THE DATA:

Begin

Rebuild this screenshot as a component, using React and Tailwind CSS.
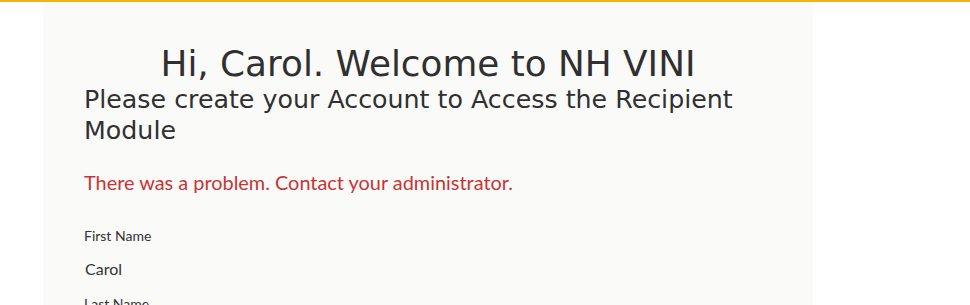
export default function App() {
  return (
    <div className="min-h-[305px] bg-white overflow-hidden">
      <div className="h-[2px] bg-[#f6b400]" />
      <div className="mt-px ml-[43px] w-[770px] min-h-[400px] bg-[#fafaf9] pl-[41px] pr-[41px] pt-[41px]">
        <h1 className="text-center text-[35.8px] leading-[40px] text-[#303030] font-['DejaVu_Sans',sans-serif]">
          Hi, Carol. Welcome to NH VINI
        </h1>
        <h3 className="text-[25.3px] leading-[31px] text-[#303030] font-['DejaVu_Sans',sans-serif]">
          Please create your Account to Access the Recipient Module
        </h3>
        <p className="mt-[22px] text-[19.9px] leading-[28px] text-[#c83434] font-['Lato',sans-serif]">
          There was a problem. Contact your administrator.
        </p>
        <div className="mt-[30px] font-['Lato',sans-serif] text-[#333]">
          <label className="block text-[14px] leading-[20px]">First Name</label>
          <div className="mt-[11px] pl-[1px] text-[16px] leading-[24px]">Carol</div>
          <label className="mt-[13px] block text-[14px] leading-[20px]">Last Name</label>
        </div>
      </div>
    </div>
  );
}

End
Begin

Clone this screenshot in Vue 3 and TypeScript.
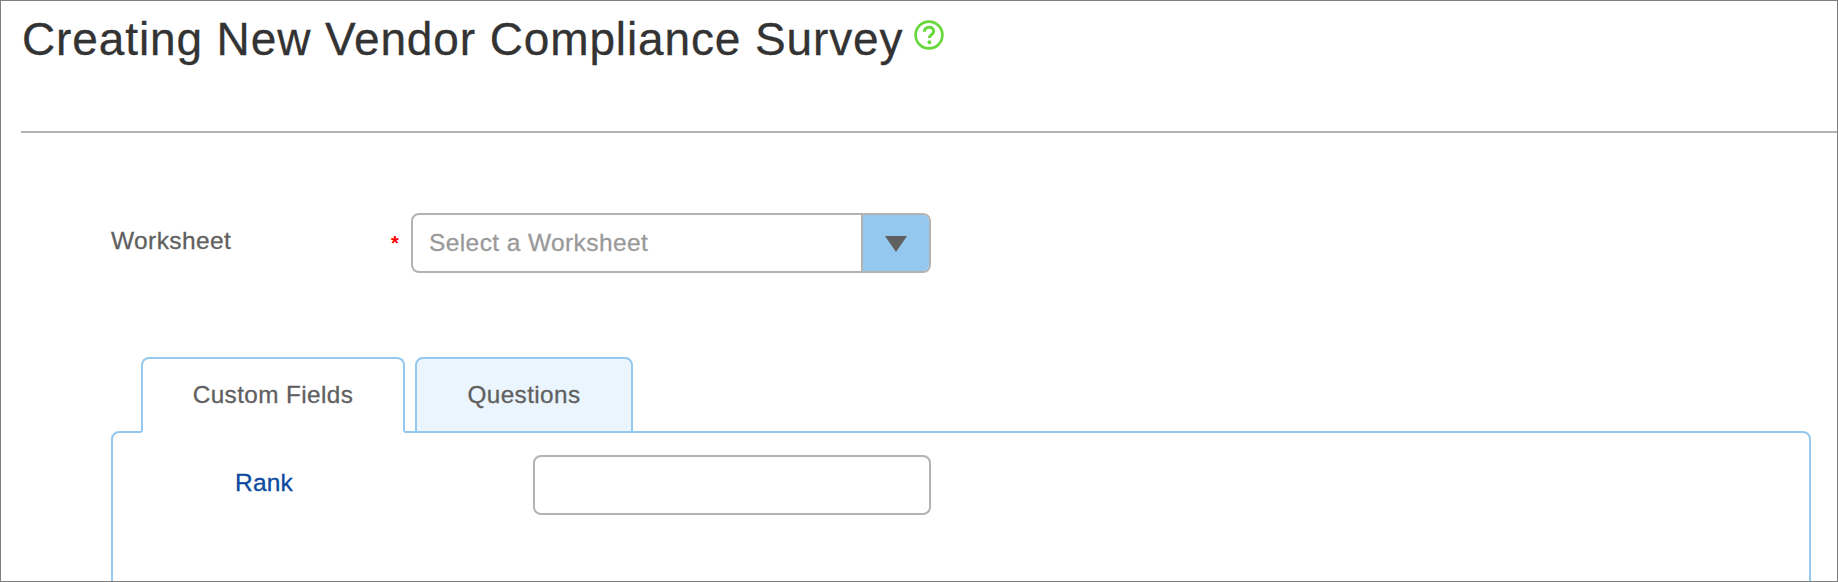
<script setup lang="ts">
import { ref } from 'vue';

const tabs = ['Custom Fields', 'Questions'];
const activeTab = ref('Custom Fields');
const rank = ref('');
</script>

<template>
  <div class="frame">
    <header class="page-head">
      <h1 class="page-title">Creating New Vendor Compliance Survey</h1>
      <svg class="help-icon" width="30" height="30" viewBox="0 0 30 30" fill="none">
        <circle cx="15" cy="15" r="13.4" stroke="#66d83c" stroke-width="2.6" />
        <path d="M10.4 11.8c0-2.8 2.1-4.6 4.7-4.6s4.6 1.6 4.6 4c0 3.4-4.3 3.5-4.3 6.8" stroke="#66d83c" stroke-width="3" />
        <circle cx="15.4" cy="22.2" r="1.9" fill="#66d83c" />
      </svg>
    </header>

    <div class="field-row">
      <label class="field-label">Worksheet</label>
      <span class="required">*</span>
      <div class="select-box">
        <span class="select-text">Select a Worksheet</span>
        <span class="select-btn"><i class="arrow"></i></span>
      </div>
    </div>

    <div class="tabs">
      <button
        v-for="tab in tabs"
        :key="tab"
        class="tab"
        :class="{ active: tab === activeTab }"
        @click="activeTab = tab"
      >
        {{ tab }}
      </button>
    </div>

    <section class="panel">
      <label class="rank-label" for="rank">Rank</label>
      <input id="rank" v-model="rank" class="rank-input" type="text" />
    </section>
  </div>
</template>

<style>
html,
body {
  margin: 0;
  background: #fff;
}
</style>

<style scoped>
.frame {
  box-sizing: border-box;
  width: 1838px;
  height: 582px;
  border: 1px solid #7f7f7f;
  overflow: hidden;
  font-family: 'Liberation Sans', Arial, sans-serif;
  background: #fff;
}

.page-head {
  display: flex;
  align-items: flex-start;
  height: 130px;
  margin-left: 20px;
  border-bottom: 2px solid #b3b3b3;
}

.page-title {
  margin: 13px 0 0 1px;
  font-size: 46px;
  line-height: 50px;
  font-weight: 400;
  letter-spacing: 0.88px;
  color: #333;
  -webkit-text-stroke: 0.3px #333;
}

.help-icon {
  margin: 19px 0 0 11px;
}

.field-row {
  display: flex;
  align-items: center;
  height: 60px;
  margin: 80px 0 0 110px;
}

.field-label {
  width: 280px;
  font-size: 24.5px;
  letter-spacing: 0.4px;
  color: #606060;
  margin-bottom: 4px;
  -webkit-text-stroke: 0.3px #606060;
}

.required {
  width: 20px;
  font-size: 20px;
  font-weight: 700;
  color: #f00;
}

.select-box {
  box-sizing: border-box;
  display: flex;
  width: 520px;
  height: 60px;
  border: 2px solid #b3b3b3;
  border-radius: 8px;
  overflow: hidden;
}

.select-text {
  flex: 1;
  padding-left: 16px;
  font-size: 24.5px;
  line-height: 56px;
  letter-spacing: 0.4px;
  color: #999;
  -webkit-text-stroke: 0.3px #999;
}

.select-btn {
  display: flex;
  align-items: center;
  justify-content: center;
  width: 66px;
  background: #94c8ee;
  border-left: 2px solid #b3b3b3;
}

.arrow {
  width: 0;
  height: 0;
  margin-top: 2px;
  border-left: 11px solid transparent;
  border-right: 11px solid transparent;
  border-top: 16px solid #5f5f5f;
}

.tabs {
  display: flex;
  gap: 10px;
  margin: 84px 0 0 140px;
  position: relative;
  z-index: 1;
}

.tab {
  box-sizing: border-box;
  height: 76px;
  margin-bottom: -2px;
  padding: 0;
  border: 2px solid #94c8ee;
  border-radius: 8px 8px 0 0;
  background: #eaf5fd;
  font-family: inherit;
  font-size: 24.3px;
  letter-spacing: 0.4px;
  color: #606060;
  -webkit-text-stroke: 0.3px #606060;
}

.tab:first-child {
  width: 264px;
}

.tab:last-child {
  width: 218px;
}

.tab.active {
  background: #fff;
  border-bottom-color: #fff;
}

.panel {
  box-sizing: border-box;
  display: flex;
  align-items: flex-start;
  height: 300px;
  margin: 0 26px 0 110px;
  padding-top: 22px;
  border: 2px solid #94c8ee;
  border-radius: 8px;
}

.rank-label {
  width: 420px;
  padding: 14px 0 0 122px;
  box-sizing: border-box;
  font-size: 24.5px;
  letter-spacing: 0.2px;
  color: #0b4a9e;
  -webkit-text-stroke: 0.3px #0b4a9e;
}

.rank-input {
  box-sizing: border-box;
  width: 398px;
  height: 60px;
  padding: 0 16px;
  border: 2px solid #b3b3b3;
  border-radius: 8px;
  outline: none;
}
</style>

End
Begin

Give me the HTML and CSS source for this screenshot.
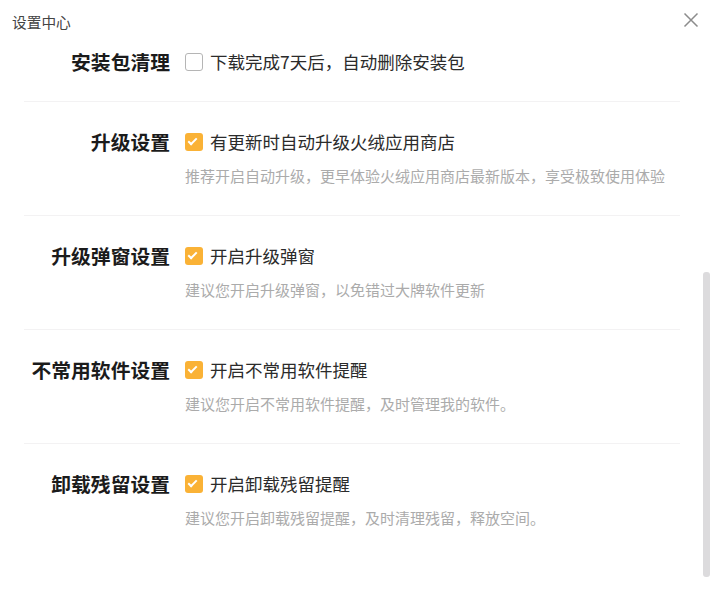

End

WRITTEN PROBLEM: Read the entries above, then pull out the lines that include "screenshot".

FINISHED EXERCISE:
Rebuild this screenshot as a component, using React and Tailwind CSS.
Clone this screenshot in Vue 3 and TypeScript.
Give me the HTML and CSS source for this screenshot.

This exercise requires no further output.